### Work to complete:
Exactly as written, retype the listing below, omitting the pictures.

### Input material:
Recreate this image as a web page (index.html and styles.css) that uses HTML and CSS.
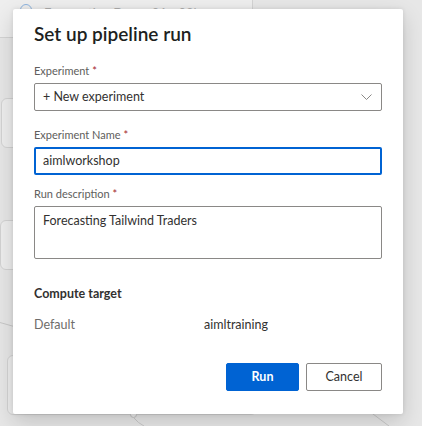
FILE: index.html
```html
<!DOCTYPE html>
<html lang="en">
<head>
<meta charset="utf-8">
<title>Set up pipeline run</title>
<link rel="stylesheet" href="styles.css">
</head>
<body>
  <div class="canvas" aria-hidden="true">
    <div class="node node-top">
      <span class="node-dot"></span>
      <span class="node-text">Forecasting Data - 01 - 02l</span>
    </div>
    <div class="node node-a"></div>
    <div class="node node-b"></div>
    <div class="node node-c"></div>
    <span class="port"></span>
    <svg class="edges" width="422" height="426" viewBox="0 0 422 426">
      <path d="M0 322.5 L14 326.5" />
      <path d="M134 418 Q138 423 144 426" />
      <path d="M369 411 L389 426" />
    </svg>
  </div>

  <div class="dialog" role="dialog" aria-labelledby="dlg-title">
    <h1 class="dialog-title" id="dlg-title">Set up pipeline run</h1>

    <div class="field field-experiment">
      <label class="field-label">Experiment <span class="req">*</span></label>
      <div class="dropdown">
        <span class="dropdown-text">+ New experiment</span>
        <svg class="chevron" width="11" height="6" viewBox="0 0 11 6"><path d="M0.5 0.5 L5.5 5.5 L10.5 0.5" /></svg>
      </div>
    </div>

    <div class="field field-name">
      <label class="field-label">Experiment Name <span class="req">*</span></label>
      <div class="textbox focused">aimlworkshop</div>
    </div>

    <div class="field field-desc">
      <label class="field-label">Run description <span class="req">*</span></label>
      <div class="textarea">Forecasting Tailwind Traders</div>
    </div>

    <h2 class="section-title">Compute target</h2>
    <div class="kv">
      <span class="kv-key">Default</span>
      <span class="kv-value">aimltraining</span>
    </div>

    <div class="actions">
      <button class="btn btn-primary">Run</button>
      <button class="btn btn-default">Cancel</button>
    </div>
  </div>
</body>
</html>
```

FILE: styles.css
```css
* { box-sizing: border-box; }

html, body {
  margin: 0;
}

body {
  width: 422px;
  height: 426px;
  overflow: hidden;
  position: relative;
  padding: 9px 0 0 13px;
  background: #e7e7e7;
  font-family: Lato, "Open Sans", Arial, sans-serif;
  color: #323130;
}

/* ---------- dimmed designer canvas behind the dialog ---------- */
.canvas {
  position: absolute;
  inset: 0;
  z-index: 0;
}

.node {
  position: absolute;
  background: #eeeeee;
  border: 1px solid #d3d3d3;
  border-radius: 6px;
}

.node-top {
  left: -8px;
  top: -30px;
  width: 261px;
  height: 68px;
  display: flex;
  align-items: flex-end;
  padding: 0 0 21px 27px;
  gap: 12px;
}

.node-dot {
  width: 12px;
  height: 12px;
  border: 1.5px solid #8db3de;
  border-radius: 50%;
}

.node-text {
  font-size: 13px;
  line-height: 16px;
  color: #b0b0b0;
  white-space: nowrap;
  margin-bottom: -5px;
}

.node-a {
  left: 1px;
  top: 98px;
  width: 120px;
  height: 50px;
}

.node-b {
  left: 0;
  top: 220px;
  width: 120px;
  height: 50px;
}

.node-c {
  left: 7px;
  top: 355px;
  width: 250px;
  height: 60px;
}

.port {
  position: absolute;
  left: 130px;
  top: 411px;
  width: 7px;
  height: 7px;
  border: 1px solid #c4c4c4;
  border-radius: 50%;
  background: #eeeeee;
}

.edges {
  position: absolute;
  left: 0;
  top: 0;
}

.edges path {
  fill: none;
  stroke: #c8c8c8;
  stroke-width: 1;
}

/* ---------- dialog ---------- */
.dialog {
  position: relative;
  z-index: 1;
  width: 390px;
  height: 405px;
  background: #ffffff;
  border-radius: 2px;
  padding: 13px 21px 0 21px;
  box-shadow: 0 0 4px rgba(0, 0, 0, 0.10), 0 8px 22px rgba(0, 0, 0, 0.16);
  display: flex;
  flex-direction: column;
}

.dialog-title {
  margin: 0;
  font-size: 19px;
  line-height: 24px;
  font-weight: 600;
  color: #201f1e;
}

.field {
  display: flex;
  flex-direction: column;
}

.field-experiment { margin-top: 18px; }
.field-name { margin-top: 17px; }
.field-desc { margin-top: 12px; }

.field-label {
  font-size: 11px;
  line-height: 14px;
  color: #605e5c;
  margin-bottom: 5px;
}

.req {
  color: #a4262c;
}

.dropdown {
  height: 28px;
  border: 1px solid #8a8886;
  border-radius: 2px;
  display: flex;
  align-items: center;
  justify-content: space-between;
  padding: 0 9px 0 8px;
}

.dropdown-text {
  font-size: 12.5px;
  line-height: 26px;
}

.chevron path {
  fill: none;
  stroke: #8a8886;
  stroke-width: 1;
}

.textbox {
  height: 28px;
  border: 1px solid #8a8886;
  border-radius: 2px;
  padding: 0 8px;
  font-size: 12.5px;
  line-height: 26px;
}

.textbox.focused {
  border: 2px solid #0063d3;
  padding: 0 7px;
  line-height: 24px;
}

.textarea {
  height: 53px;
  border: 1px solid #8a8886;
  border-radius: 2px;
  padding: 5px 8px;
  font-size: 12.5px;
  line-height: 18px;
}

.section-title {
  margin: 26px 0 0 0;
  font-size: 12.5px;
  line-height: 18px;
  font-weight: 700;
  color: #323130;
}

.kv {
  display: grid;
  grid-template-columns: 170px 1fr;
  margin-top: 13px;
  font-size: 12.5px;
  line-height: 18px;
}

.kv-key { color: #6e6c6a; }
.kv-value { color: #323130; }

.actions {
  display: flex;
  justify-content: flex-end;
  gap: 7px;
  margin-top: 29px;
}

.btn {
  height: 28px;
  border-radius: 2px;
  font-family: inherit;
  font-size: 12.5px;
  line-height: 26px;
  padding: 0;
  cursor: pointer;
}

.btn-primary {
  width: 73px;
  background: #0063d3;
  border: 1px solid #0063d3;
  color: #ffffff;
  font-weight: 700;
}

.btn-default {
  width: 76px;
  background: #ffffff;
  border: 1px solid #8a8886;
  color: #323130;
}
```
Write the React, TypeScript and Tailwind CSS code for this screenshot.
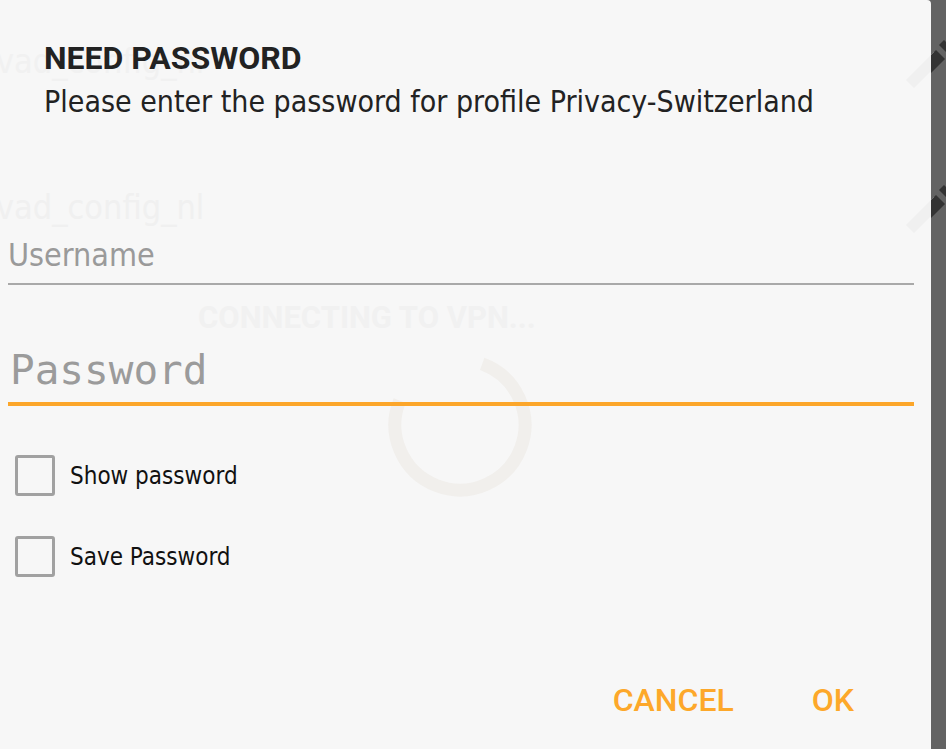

### Completed exercise:
Recreate this image as a web page (index.html and styles.css) that uses HTML and CSS.
FILE: index.html
```html
<!DOCTYPE html>
<html lang="en">
<head>
<meta charset="utf-8">
<title>Set up pipeline run</title>
<link rel="stylesheet" href="styles.css">
</head>
<body>
  <div class="canvas" aria-hidden="true">
    <div class="node node-top">
      <span class="node-dot"></span>
      <span class="node-text">Forecasting Data - 01 - 02l</span>
    </div>
    <div class="node node-a"></div>
    <div class="node node-b"></div>
    <div class="node node-c"></div>
    <span class="port"></span>
    <svg class="edges" width="422" height="426" viewBox="0 0 422 426">
      <path d="M0 322.5 L14 326.5" />
      <path d="M134 418 Q138 423 144 426" />
      <path d="M369 411 L389 426" />
    </svg>
  </div>

  <div class="dialog" role="dialog" aria-labelledby="dlg-title">
    <h1 class="dialog-title" id="dlg-title">Set up pipeline run</h1>

    <div class="field field-experiment">
      <label class="field-label">Experiment <span class="req">*</span></label>
      <div class="dropdown">
        <span class="dropdown-text">+ New experiment</span>
        <svg class="chevron" width="11" height="6" viewBox="0 0 11 6"><path d="M0.5 0.5 L5.5 5.5 L10.5 0.5" /></svg>
      </div>
    </div>

    <div class="field field-name">
      <label class="field-label">Experiment Name <span class="req">*</span></label>
      <div class="textbox focused">aimlworkshop</div>
    </div>

    <div class="field field-desc">
      <label class="field-label">Run description <span class="req">*</span></label>
      <div class="textarea">Forecasting Tailwind Traders</div>
    </div>

    <h2 class="section-title">Compute target</h2>
    <div class="kv">
      <span class="kv-key">Default</span>
      <span class="kv-value">aimltraining</span>
    </div>

    <div class="actions">
      <button class="btn btn-primary">Run</button>
      <button class="btn btn-default">Cancel</button>
    </div>
  </div>
</body>
</html>
```

FILE: styles.css
```css
* { box-sizing: border-box; }

html, body {
  margin: 0;
}

body {
  width: 422px;
  height: 426px;
  overflow: hidden;
  position: relative;
  padding: 9px 0 0 13px;
  background: #e7e7e7;
  font-family: Lato, "Open Sans", Arial, sans-serif;
  color: #323130;
}

/* ---------- dimmed designer canvas behind the dialog ---------- */
.canvas {
  position: absolute;
  inset: 0;
  z-index: 0;
}

.node {
  position: absolute;
  background: #eeeeee;
  border: 1px solid #d3d3d3;
  border-radius: 6px;
}

.node-top {
  left: -8px;
  top: -30px;
  width: 261px;
  height: 68px;
  display: flex;
  align-items: flex-end;
  padding: 0 0 21px 27px;
  gap: 12px;
}

.node-dot {
  width: 12px;
  height: 12px;
  border: 1.5px solid #8db3de;
  border-radius: 50%;
}

.node-text {
  font-size: 13px;
  line-height: 16px;
  color: #b0b0b0;
  white-space: nowrap;
  margin-bottom: -5px;
}

.node-a {
  left: 1px;
  top: 98px;
  width: 120px;
  height: 50px;
}

.node-b {
  left: 0;
  top: 220px;
  width: 120px;
  height: 50px;
}

.node-c {
  left: 7px;
  top: 355px;
  width: 250px;
  height: 60px;
}

.port {
  position: absolute;
  left: 130px;
  top: 411px;
  width: 7px;
  height: 7px;
  border: 1px solid #c4c4c4;
  border-radius: 50%;
  background: #eeeeee;
}

.edges {
  position: absolute;
  left: 0;
  top: 0;
}

.edges path {
  fill: none;
  stroke: #c8c8c8;
  stroke-width: 1;
}

/* ---------- dialog ---------- */
.dialog {
  position: relative;
  z-index: 1;
  width: 390px;
  height: 405px;
  background: #ffffff;
  border-radius: 2px;
  padding: 13px 21px 0 21px;
  box-shadow: 0 0 4px rgba(0, 0, 0, 0.10), 0 8px 22px rgba(0, 0, 0, 0.16);
  display: flex;
  flex-direction: column;
}

.dialog-title {
  margin: 0;
  font-size: 19px;
  line-height: 24px;
  font-weight: 600;
  color: #201f1e;
}

.field {
  display: flex;
  flex-direction: column;
}

.field-experiment { margin-top: 18px; }
.field-name { margin-top: 17px; }
.field-desc { margin-top: 12px; }

.field-label {
  font-size: 11px;
  line-height: 14px;
  color: #605e5c;
  margin-bottom: 5px;
}

.req {
  color: #a4262c;
}

.dropdown {
  height: 28px;
  border: 1px solid #8a8886;
  border-radius: 2px;
  display: flex;
  align-items: center;
  justify-content: space-between;
  padding: 0 9px 0 8px;
}

.dropdown-text {
  font-size: 12.5px;
  line-height: 26px;
}

.chevron path {
  fill: none;
  stroke: #8a8886;
  stroke-width: 1;
}

.textbox {
  height: 28px;
  border: 1px solid #8a8886;
  border-radius: 2px;
  padding: 0 8px;
  font-size: 12.5px;
  line-height: 26px;
}

.textbox.focused {
  border: 2px solid #0063d3;
  padding: 0 7px;
  line-height: 24px;
}

.textarea {
  height: 53px;
  border: 1px solid #8a8886;
  border-radius: 2px;
  padding: 5px 8px;
  font-size: 12.5px;
  line-height: 18px;
}

.section-title {
  margin: 26px 0 0 0;
  font-size: 12.5px;
  line-height: 18px;
  font-weight: 700;
  color: #323130;
}

.kv {
  display: grid;
  grid-template-columns: 170px 1fr;
  margin-top: 13px;
  font-size: 12.5px;
  line-height: 18px;
}

.kv-key { color: #6e6c6a; }
.kv-value { color: #323130; }

.actions {
  display: flex;
  justify-content: flex-end;
  gap: 7px;
  margin-top: 29px;
}

.btn {
  height: 28px;
  border-radius: 2px;
  font-family: inherit;
  font-size: 12.5px;
  line-height: 26px;
  padding: 0;
  cursor: pointer;
}

.btn-primary {
  width: 73px;
  background: #0063d3;
  border: 1px solid #0063d3;
  color: #ffffff;
  font-weight: 700;
}

.btn-default {
  width: 76px;
  background: #ffffff;
  border: 1px solid #8a8886;
  color: #323130;
}
```
Write the React, TypeScript and Tailwind CSS code for this screenshot.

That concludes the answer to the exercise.